━━━━━ Dataset section ━━━━━

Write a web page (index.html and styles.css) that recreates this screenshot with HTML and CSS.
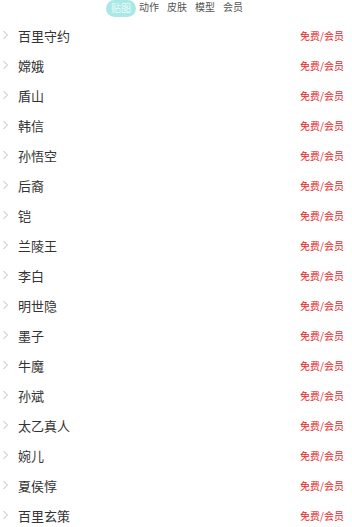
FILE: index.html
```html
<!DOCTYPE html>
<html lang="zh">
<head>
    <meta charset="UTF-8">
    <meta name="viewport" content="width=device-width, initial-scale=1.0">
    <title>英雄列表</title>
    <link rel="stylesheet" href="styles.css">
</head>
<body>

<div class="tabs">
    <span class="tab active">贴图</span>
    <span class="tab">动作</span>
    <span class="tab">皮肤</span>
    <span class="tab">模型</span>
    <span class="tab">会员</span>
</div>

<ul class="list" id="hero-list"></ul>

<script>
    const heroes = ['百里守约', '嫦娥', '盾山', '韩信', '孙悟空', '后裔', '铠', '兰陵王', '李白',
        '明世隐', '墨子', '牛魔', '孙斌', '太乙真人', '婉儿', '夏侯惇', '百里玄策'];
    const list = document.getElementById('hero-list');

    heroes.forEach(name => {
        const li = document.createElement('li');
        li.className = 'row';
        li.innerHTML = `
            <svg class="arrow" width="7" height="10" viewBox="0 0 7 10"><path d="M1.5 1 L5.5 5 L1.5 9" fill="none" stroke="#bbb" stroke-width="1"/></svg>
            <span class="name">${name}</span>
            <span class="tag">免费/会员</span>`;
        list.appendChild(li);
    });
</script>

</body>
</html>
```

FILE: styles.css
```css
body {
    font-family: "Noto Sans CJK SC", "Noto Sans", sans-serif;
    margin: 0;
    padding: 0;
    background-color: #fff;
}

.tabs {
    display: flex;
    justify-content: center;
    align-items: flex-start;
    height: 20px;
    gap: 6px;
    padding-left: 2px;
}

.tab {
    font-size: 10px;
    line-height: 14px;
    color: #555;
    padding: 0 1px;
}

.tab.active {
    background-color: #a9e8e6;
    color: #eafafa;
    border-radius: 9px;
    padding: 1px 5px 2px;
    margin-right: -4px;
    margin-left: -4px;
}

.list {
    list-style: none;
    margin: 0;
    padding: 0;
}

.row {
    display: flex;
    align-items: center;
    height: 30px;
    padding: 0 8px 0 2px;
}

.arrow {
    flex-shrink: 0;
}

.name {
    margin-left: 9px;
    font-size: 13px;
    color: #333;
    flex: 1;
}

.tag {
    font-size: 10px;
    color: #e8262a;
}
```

━━━━━

**Task statement**
Which lines of the data include "index"? Copy each of them.

**Output for this task**
Write a web page (index.html and styles.css) that recreates this screenshot with HTML and CSS.
FILE: index.html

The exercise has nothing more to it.